• **STATED GOAL**:
Give the count of lines in the data that include "this", with no other words.

• **TASK INPUTS**:
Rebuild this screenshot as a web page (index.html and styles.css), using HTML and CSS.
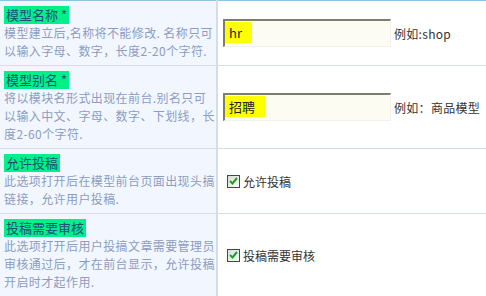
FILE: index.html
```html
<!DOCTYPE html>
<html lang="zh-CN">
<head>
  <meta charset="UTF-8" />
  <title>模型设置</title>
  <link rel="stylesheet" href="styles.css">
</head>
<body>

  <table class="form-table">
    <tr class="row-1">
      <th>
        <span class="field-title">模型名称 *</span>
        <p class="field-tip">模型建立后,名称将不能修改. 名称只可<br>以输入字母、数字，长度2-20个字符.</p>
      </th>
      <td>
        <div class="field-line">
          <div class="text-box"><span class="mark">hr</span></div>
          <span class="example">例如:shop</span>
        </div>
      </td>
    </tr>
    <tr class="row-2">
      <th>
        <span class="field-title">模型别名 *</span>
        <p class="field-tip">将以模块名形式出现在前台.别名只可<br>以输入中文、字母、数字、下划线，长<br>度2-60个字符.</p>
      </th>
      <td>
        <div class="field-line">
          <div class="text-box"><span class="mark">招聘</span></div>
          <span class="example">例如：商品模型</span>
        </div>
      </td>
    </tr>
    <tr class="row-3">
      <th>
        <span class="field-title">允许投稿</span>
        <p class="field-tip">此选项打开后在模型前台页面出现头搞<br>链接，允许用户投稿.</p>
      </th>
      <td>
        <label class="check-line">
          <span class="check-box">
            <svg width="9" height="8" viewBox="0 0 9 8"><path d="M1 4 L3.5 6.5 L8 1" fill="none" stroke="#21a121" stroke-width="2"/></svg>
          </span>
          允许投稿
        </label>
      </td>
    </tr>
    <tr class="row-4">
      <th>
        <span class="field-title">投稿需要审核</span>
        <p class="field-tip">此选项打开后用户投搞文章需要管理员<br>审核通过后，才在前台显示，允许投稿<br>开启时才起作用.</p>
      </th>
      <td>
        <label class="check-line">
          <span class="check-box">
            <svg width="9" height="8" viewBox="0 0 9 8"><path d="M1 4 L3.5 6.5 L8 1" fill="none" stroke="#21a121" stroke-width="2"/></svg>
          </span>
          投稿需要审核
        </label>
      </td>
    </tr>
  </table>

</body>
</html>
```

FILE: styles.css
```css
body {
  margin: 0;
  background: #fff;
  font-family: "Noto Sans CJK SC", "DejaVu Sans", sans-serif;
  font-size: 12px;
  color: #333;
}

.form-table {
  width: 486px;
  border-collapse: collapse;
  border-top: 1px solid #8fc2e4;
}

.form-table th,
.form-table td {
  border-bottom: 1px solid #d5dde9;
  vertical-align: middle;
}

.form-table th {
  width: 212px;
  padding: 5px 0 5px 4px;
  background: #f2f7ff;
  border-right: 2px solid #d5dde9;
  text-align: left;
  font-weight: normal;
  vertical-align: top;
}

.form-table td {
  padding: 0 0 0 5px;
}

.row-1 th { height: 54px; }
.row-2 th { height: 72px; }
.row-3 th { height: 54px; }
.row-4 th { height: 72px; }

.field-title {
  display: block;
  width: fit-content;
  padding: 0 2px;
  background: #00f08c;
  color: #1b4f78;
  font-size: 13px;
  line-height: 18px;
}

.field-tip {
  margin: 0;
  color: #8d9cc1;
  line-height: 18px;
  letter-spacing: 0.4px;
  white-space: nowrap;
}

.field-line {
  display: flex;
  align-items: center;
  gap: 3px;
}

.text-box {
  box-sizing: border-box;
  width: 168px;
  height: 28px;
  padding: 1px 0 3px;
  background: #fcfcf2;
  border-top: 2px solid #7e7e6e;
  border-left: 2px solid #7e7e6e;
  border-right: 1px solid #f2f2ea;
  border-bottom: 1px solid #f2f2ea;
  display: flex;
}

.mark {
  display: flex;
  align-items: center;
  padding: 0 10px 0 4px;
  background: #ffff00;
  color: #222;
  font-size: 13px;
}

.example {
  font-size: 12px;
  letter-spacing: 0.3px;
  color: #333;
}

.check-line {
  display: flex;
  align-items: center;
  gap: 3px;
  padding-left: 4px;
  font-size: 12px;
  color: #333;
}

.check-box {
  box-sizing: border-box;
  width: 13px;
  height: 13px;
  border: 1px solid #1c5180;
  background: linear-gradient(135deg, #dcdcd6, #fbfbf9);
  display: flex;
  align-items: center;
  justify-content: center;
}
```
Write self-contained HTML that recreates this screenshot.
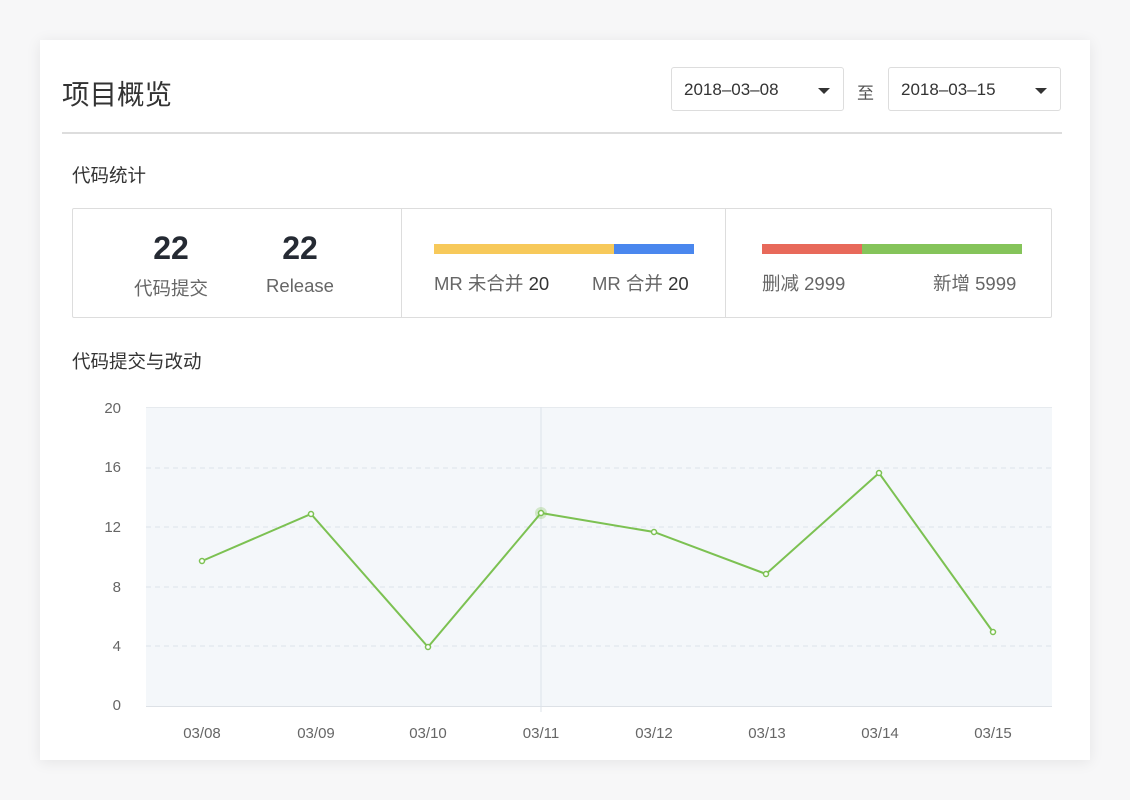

• **RESULT**:
2